I've been trying various things to try to make the indexing faster. I've
not been able to do successful searches when I don't do an optimize and
commit after adding each document. It does return a value, but not all of
the values I'm expecting. I've tried moving the commit to the end, which
makes it a ton faster but I expect to return 4 entries and I only get one.
I'm suspecting it has to do with the index being split into segments and
they're not merged at the end. Its only indexing 2k records but its
taking around an hour on my dual core laptop. I have tried using ramdisk
already to get rid of the i/o bottleneck if there is one, but it gave
about the same result.
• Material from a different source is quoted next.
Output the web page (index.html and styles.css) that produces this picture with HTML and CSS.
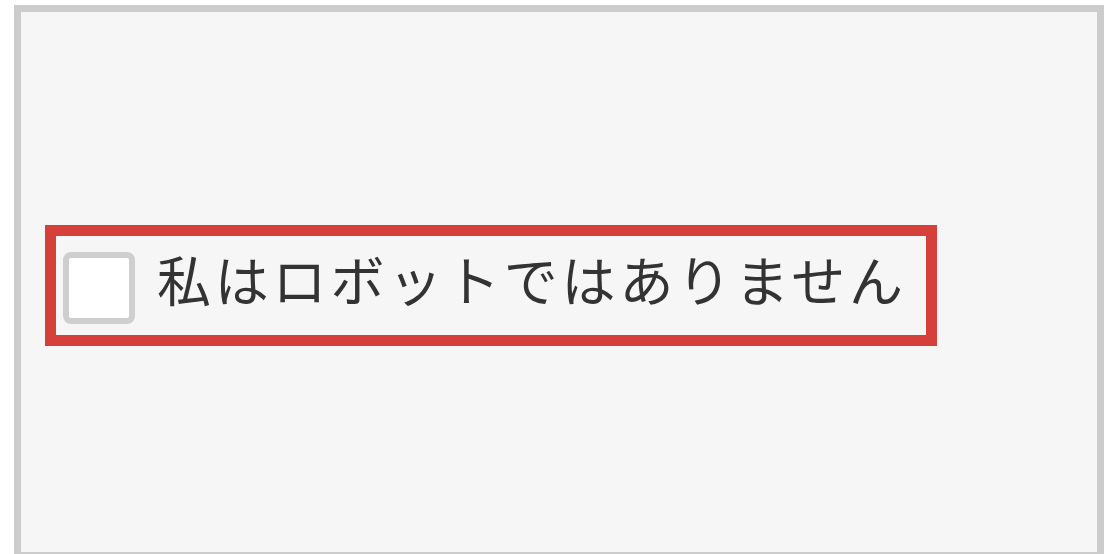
FILE: index.html
```html
<!DOCTYPE html>
<html lang="ja">
<head>
<meta charset="utf-8">
<link rel="stylesheet" href="styles.css">
</head>
<body>
<div class="frame">
  <label class="captcha">
    <span class="box"></span>
    <span class="label">私はロボットではありません</span>
  </label>
</div>
</body>
</html>
```

FILE: styles.css
```css
html, body {
  margin: 0;
  padding: 0;
  background: #ffffff;
  overflow: hidden;
}
.frame {
  box-sizing: border-box;
  margin: 5px 0 0 14px;
  width: 1090px;
  height: 554px;
  border: 7px solid #cccccc;
  background: #f6f6f6;
  padding: 213px 0 0 24px;
}
.captcha {
  box-sizing: border-box;
  display: flex;
  align-items: center;
  width: 892px;
  height: 121px;
  border: 11px solid #d6403a;
  padding: 5px 0 0 7px;
}
.box {
  box-sizing: border-box;
  flex: none;
  width: 72px;
  height: 72px;
  border: 6px solid #cfcfcf;
  border-radius: 8px;
  background: #ffffff;
}
.label {
  margin-left: 22px;
  margin-top: -19px;
  font-family: "Noto Sans CJK JP", "Noto Sans", sans-serif;
  font-size: 54px;
  letter-spacing: 3.8px;
  color: #333333;
  white-space: nowrap;
}
```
Any help would be appreciated.
Here's the basic code I'm using to add records:
Dim dir As New Store.SimpleFSDirectory(New
DirectoryInfo("c:\test"))
Dim anlz As New
StandardAnalyzer(Lucene.Net.Util.Version.LUCENE_29)
Dim indx As New Index.IndexWriter(dir, anlz, True,
IndexWriter.MaxFieldLength.UNLIMITED)
Dim mergePolicy As MergePolicy
Dim logPolicy As LogMergePolicy
indx.SetUseCompoundFile(True)
mergePolicy = indx.GetMergePolicy
logPolicy = mergePolicy
logPolicy.SetNoCFSRatio(1)
indx.SetRAMBufferSizeMB(256)
intC = 0
Dim doc As New Documents.Document
While dbrs.EOF = False
intC = intC + 1
getNextFile
If intC = 1 Then
doc.Add(New Documents.Field("id", intC,
Documents.Field.Store.YES, Documents.Field.Index.NO))
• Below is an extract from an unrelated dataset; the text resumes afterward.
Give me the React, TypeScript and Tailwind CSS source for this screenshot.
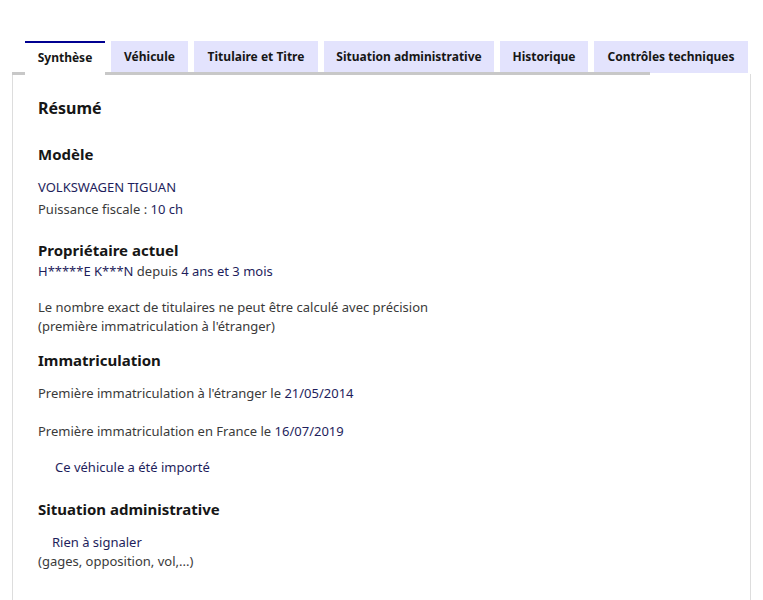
const tabs = [
  { label: "Synthèse", w: "w-[80px]" },
  { label: "Véhicule", w: "w-[77px]" },
  { label: "Titulaire et Titre", w: "w-[124px]" },
  { label: "Situation administrative", w: "w-[170px]" },
  { label: "Historique", w: "w-[88px]" },
  { label: "Contrôles techniques", w: "w-[154px]" },
];

function Value({ children }: { children: React.ReactNode }) {
  return <span className="text-[#1e1e5c]">{children}</span>;
}

export default function App() {
  return (
    <div className="h-[600px] overflow-hidden bg-white font-['Noto_Sans',sans-serif] text-[13px] text-[#3a3a3a]">
      <div className="pl-[12px] pr-[12px] pt-[41px]">
        <div className="relative flex gap-[6px] pl-[13px]">
          {tabs.map((t, i) => (
            <div
              key={t.label}
              className={
                i === 0
                  ? `relative z-10 flex h-[34px] ${t.w} items-center justify-center whitespace-nowrap border-t-2 border-[#000091] bg-white pb-[2px] text-[12px] font-bold text-[#161616]`
                  : `flex h-[32px] ${t.w} items-center justify-center whitespace-nowrap bg-[#e3e3fd] text-[12px] font-bold text-[#161616]`
              }
            >
              {t.label}
            </div>
          ))}
          <div className="absolute bottom-0 left-0 h-[3px] w-[638px] bg-[#c8c8c8]" />
        </div>
        <div className="-mt-[1px] h-[540px] border-x border-[#dddddd] px-[25px] pt-[22px]">
          <h1 className="text-[16px] font-bold leading-[24px] text-[#161616]">Résumé</h1>
          <h2 className="mt-[22px] text-[15px] font-bold leading-[24px] text-[#161616]">Modèle</h2>
          <p className="mt-[10px] leading-[22px]">
            <Value>VOLKSWAGEN TIGUAN</Value>
          </p>
          <p className="leading-[22px]">
            Puissance fiscale : <Value>10 ch</Value>
          </p>
          <h2 className="mt-[18px] text-[15px] font-bold leading-[24px] text-[#161616]">
            Propriétaire actuel
          </h2>
          <p className="leading-[19px]">
            <Value>H*****E K***N</Value> depuis <Value>4 ans et 3 mois</Value>
          </p>
          <p className="mt-[17px] leading-[19px]">
            Le nombre exact de titulaires ne peut être calculé avec précision
            <br />
            (première immatriculation à l'étranger)
          </p>
          <h2 className="mt-[12px] text-[15px] font-bold leading-[24px] text-[#161616]">
            Immatriculation
          </h2>
          <p className="mt-[11px] leading-[20px]">
            Première immatriculation à l'étranger le <Value>21/05/2014</Value>
          </p>
          <p className="mt-[18px] leading-[20px]">
            Première immatriculation en France le <Value>16/07/2019</Value>
          </p>
          <p className="mt-[16px] pl-[17px] leading-[20px]">
            <Value>Ce véhicule a été importé</Value>
          </p>
          <h2 className="mt-[20px] text-[15px] font-bold leading-[24px] text-[#161616]">
            Situation administrative
          </h2>
          <p className="mt-[12px] pl-[14px] leading-[19px]">
            <Value>Rien à signaler</Value>
          </p>
          <p className="leading-[19px]">(gages, opposition, vol,...)</p>
        </div>
      </div>
    </div>
  );
}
doc.Add(New Documents.Field("path", strFile,
Documents.Field.Store.YES, Documents.Field.Index.NO))
doc.Add(New Documents.Field("body", strBody,
Documents.Field.Store.YES, Documents.Field.Index.ANALYZED))
Else
doc.GetField("id").SetValue(intC)
doc.GetField("path").SetValue(strFile)
doc.GetField("body").SetValue(strBody)
End If
indx.AddDocument(doc)
indx.Optimize(1)
indx.Commit()
End While
Here's the code I'm using to search:
Dim dir As New Store.SimpleFSDirectory(New
DirectoryInfo("c:\test"))
Dim IR As IndexReader = IndexReader.Open(dir, True)
Dim anlz As New
StandardAnalyzer(Lucene.Net.Util.Version.LUCENE_29)
Dim parser As New
QueryParsers.QueryParser(Lucene.Net.Util.Version.LUCENE_29, "body", anlz)
Dim query As Search.Query
Dim searcher As IndexSearcher
Dim resultDocs As TopDocs
Dim hits() As ScoreDoc
Dim hit As ScoreDoc
Dim score As Double
Dim i As Integer
query = parser.Parse("""I-A-05.50""")
searcher = New IndexSearcher(IR)
resultDocs = searcher.Search(query, IR.MaxDoc())
Console.WriteLine("Found " & resultDocs.TotalHits & "
results")
Dim doc As Documents.Document
hits = resultDocs.ScoreDocs
For Each hit In hits
doc = searcher.Doc(hit.Doc)
score = hit.Score
Console.WriteLine("Results num: " & i + 1 & "
score: " & score)
Console.WriteLine("ID: " & doc.Get("id"))
Console.WriteLine("Path: " & doc.Get("path"))
Next
searcher.Close()
dir.Close()